Exit donc les robes de soirée et les costumes de rigueur à la salle Wilfried-Pelletier de la Place des Arts, où se produit notamment l’Opéra de Montréal et place aux baskets lumineuses taille 34 et demi. Au lieu de l’habituel sérieux bourgeois de ces lieux, on trouve une ambiance familiale et bon enfant, où petits et grands finissent leur brunch du dimanche matin avec les brioches et les jus d’orange servis par les organisateurs.

Pour des raisons de logistique évidentes, l’instrumentation originale du conte musical, impliquant plus d’une vingtaine de musiciens, n’est pas respectée. Au lieu de cela, il y a autant de musiciens que de personnages, chacun coiffé d’un chapeau ad hoc. L’intelligence de la production des JMC réside dans l’adaptation de la pièce au public. Au lieu de réciter d’un bout à l’autre le conte et les pièces musicales, comme dans la première version nécessaire de Gérard Philippe, les interprètes jouent avec le texte, l’actualisent parfois et se permettent des intermèdes clownesques qui font bien rire les petits. S’il ne peut éviter la hantise et la peur provoquées chez certains à l’écoute des cors, thème du loup, le conteur épargne son public sensible en escamotant la mort du canard par un tour de passe-passe vétérinaire, s’évitant ainsi les pleurs horrifiés des enfants.
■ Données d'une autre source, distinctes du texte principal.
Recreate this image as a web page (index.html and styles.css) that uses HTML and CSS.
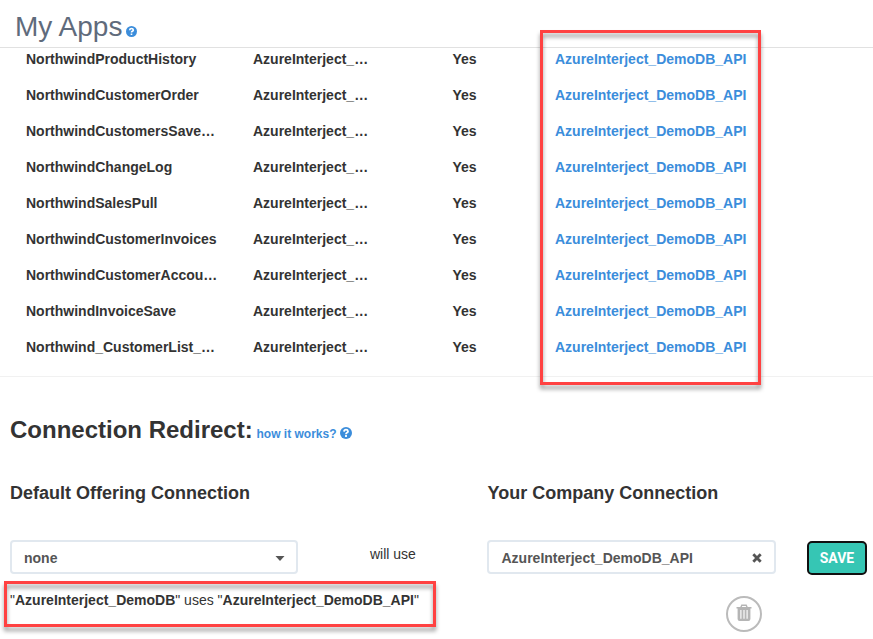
FILE: index.html
```html
<!DOCTYPE html>
<html lang="en">
<head>
<meta charset="utf-8">
<title>My Apps</title>
<link rel="stylesheet" href="styles.css">
</head>
<body>
<header class="page-header">
  <h1>My Apps</h1>
  <svg class="help" viewBox="0 0 12 12"><circle cx="6" cy="6" r="6"/><path d="M4 4.6Q4.2 2.7 6 2.7T8 4.4Q8 5.3 6.9 5.8Q6 6.3 6 7.2M6 8.1v1.8"/></svg>
</header>
<main>
  <section class="apps">
    <div class="row"><span>NorthwindProductHistory</span><span>AzureInterject_…</span><span>Yes</span><a>AzureInterject_DemoDB_API</a></div>
    <div class="row"><span>NorthwindCustomerOrder</span><span>AzureInterject_…</span><span>Yes</span><a>AzureInterject_DemoDB_API</a></div>
    <div class="row"><span>NorthwindCustomersSave…</span><span>AzureInterject_…</span><span>Yes</span><a>AzureInterject_DemoDB_API</a></div>
    <div class="row"><span>NorthwindChangeLog</span><span>AzureInterject_…</span><span>Yes</span><a>AzureInterject_DemoDB_API</a></div>
    <div class="row"><span>NorthwindSalesPull</span><span>AzureInterject_…</span><span>Yes</span><a>AzureInterject_DemoDB_API</a></div>
    <div class="row"><span>NorthwindCustomerInvoices</span><span>AzureInterject_…</span><span>Yes</span><a>AzureInterject_DemoDB_API</a></div>
    <div class="row"><span>NorthwindCustomerAccou…</span><span>AzureInterject_…</span><span>Yes</span><a>AzureInterject_DemoDB_API</a></div>
    <div class="row"><span>NorthwindInvoiceSave</span><span>AzureInterject_…</span><span>Yes</span><a>AzureInterject_DemoDB_API</a></div>
    <div class="row"><span>Northwind_CustomerList_…</span><span>AzureInterject_…</span><span>Yes</span><a>AzureInterject_DemoDB_API</a></div>
  </section>
  <section class="redirect">
    <div class="redirect-title">
      <h2>Connection Redirect:</h2>
      <a class="how">how it works?</a>
      <svg class="help" viewBox="0 0 12 12"><circle cx="6" cy="6" r="6"/><path d="M4 4.6Q4.2 2.7 6 2.7T8 4.4Q8 5.3 6.9 5.8Q6 6.3 6 7.2M6 8.1v1.8"/></svg>
    </div>
    <div class="form">
      <h3>Default Offering Connection</h3>
      <h3 class="company">Your Company Connection</h3>
      <div class="select"><span>none</span><svg class="caret" viewBox="0 0 10 5"><path d="M.5 0h9L5 5z"/></svg></div>
      <span class="will-use">will use</span>
      <div class="select chosen"><span>AzureInterject_DemoDB_API</span><svg class="clear" viewBox="0 0 10 10"><path d="M1.3 1.3l7.4 7.4M8.7 1.3L1.3 8.7"/></svg></div>
      <button class="save">SAVE</button>
    </div>
    <div class="mapping">
      <p>"<b>AzureInterject_DemoDB</b>" uses "<b>AzureInterject_DemoDB_API</b>"</p>
      <div class="trash"><svg viewBox="0 0 16 18"><path class="line" d="M4.8 3.5L5.8 1.2h4.4l1 2.3"/><path d="M.5 3h15v1.6H14.4V15q0 2-2 2H3.6q-2 0-2-2V4.6H.5z"/><path class="slots" d="M4.9 6v8.8M8 6v8.8M11.1 6v8.8"/></svg></div>
    </div>
  </section>
</main>
<div class="mark mark-column"></div>
<div class="mark mark-mapping"></div>
</body>
</html>
```

FILE: styles.css
```css
* { box-sizing: border-box; }
body {
  margin: 0;
  height: 639px;
  overflow: hidden;
  position: relative;
  background: #fff;
  color: #333;
  font: 14px/20px "Liberation Sans", Arial, sans-serif;
}
h1, h2, h3, p { margin: 0; }
a { color: #3b8ddb; }

.page-header {
  display: flex;
  height: 48px;
  padding: 7px 0 0 15px;
  border-bottom: 1px solid #e1e1e1;
}
h1 { font-size: 28px; line-height: 40px; font-weight: 400; color: #5f6b7c; width: 111px; white-space: nowrap; }
.help { width: 12px; height: 12px; fill: #3b8ddb; }
.help path { fill: none; stroke: #fff; stroke-width: 1.8; }
.page-header .help { width: 11px; height: 11px; margin-top: 19px; }

.apps {
  height: 329px;
  overflow: hidden;
  border-bottom: 1px solid #f1f1f1;
}
.row {
  display: grid;
  grid-template-columns: 227px 199.5px 102.5px 1fr;
  padding-left: 26px;
  height: 36px;
  line-height: 36px;
  font-weight: 700;
}
.row:first-child { margin-top: -7px; }

.redirect { padding-left: 10px; }
.redirect-title { display: flex; height: 76px; padding-top: 38px; }
h2 { font-size: 24px; line-height: 30px; width: 246.5px; white-space: nowrap; }
.how { font-size: 12px; font-weight: 700; line-height: 38px; width: 83.5px; white-space: nowrap; }
.redirect-title .help { margin-top: 12px; }

.form {
  display: grid;
  grid-template-columns: 288px 189px 289px 31px 60px;
  grid-template-rows: 87px 34px;
}
h3 { grid-column: 1 / 3; font-size: 18px; line-height: 24px; padding-top: 28px; }
.company { grid-column: 3 / 6; padding-left: .5px; }
.select {
  display: flex;
  justify-content: space-between;
  align-items: center;
  height: 34px;
  padding: 2px 11px 0 12px;
  border: 2px solid #e1e8ef;
  border-radius: 4px;
  color: #555;
  font-weight: 700;
}
.chosen { padding: 2px 12.5px 0 12.5px; }
.caret { width: 10px; height: 5px; fill: #555; }
.clear { width: 10px; height: 10px; fill: none; stroke: #555; stroke-width: 2.8; }
.will-use { padding: 4px 0 0 72px; }
.save {
  grid-column: 5;
  height: 34px;
  margin-top: 1px;
  padding: 0 0 1px;
  border: 2px solid #101010;
  border-radius: 5px;
  background: #36c6b4;
  color: #fff;
  font: 700 14px Roboto, "Liberation Sans", sans-serif;
}
.mapping { display: flex; height: 64px; }
.mapping p { width: 716px; padding-top: 16px; }
.trash {
  display: grid;
  place-items: center;
  width: 36px;
  height: 36px;
  margin-top: 22px;
  padding-bottom: 2px;
  border: 2px solid #bbb;
  border-radius: 50%;
}
.trash svg { width: 16px; height: 18px; fill: #b5b5b5; }
.trash .line { fill: none; stroke: #b5b5b5; stroke-width: 1.4; }
.trash .slots { stroke: #fff; stroke-width: 1.1; }

.mark { position: absolute; border: 3px solid #ff4242; filter: drop-shadow(0 4px 2px rgba(0, 0, 0, .4)); }
.mark-column { left: 540px; top: 30px; width: 221px; height: 355px; }
.mark-mapping { left: 4px; top: 581px; width: 432px; height: 46px; }
```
On accueille avec bonne humeur la production de ces cinq musiciens des JMC, qui livrent la partition naïve de Prokofiev dans toute sa beauté. Entre les braillements et les rires, c’est une belle façon de passer son dimanche avant-midi. Les enfants repartent tout heureux, le ventre plein, n’attendant qu’une chose, le retour à la maison pour regarder la version de Walt Disney de 1946. Quitte à faire des cauchemars devant la gueule grande ouverte du loup, spectacle terrifiant dont Le Délit n’est pas prêt de se remettre.